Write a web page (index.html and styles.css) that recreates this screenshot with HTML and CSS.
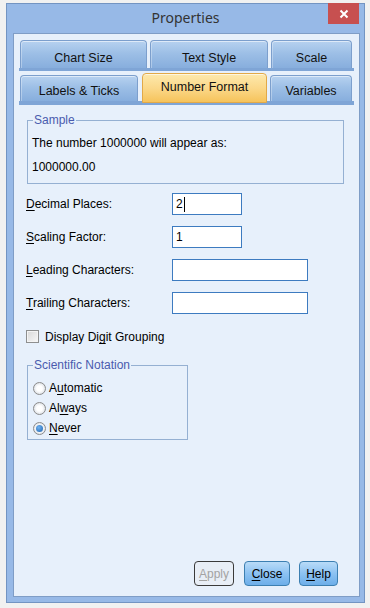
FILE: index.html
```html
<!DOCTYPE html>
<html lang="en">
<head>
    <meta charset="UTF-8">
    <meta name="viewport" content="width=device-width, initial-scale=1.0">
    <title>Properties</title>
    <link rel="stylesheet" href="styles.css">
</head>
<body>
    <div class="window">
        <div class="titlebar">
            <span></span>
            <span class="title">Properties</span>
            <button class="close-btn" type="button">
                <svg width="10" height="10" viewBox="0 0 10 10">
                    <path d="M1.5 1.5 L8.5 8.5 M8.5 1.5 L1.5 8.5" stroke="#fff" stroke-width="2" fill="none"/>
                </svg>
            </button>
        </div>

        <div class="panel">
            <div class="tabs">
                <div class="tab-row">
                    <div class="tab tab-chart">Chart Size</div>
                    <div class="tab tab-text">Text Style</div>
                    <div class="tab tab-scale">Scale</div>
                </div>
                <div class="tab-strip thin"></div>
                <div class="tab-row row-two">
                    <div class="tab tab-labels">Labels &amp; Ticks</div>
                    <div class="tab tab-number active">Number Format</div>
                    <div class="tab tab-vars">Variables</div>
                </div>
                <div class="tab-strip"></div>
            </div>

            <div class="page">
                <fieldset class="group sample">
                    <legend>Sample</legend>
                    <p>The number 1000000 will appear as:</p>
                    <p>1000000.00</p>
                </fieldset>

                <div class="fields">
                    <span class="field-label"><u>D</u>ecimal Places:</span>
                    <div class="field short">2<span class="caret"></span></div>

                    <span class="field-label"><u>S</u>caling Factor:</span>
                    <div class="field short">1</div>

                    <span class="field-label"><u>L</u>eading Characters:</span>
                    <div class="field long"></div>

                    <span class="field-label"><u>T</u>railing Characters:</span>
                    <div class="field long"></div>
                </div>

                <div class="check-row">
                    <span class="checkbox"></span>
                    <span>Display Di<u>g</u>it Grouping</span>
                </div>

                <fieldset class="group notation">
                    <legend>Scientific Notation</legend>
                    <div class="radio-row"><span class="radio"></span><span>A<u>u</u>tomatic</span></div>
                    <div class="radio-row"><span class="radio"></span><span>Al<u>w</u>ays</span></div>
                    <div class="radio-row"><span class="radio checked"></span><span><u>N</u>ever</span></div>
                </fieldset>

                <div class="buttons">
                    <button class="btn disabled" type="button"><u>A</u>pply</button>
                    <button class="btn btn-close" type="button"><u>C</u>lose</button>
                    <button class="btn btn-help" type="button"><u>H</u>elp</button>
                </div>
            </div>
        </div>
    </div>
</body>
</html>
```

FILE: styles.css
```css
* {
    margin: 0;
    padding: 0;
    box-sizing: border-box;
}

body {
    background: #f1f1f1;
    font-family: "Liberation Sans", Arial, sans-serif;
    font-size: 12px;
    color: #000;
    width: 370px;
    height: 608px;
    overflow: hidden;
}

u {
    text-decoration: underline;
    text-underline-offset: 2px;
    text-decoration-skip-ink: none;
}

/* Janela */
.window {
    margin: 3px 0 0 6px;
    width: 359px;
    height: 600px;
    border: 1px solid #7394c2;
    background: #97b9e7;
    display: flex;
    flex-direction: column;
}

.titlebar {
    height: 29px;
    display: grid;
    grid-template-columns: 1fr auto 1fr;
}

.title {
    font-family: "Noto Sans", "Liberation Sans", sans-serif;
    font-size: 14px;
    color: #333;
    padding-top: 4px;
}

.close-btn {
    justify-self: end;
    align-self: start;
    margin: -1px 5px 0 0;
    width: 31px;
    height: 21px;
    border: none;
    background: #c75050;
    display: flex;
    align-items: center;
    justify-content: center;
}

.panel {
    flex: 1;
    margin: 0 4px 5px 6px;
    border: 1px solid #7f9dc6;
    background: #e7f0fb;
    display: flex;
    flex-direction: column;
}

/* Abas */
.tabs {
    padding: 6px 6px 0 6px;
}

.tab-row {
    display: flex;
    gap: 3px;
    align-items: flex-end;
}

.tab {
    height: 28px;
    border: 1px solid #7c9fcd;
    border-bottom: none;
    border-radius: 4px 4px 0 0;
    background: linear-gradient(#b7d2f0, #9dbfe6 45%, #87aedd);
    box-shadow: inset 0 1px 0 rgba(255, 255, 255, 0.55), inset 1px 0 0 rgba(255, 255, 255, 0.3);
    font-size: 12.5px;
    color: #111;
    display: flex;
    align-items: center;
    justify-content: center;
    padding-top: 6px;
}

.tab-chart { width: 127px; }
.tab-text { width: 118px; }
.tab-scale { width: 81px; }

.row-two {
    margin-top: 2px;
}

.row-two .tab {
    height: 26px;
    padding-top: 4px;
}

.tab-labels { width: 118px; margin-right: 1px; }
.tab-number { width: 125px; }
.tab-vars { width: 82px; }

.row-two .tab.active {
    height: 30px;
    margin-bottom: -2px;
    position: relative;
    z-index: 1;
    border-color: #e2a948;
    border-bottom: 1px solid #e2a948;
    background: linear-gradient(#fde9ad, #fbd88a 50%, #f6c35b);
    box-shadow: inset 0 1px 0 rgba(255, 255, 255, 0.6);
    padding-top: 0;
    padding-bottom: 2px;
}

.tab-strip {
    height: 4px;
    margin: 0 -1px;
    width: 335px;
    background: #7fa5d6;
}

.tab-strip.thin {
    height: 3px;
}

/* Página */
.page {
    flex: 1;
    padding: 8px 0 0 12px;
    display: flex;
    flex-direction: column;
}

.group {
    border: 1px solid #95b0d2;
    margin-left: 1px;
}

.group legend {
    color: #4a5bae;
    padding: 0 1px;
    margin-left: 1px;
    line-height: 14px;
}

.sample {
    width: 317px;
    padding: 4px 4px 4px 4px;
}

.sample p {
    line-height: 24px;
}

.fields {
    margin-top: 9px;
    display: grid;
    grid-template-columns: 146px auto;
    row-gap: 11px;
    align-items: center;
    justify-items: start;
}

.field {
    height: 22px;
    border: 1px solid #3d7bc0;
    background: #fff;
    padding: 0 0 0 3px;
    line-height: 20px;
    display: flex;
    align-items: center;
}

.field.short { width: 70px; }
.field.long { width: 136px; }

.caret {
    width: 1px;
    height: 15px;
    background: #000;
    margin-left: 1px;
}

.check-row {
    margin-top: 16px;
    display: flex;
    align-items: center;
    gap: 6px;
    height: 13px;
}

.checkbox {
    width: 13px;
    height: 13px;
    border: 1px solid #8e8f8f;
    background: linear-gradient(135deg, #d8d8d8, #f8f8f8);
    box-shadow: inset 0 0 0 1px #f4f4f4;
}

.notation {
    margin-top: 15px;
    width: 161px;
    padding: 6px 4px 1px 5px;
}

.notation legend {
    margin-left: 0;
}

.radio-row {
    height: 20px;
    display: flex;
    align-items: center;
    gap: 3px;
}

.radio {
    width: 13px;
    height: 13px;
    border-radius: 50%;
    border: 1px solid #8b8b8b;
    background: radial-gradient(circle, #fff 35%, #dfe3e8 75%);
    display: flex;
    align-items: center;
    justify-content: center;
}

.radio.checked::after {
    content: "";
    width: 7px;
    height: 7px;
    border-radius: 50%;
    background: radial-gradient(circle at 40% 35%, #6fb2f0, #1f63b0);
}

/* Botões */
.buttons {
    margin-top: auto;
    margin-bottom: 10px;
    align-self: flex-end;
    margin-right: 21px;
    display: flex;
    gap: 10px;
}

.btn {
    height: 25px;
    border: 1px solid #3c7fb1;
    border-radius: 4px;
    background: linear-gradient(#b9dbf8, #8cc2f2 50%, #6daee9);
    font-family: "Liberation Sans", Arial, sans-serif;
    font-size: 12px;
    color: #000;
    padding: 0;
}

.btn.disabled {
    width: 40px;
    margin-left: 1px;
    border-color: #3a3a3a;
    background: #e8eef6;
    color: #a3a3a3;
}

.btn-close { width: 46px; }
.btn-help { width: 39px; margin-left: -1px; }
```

▬▬▬▬▬▬

▶ [Short problem]: Across the preceding material, how many lines contain the word "styles"? State the number alone.

▶ [Written response]: 3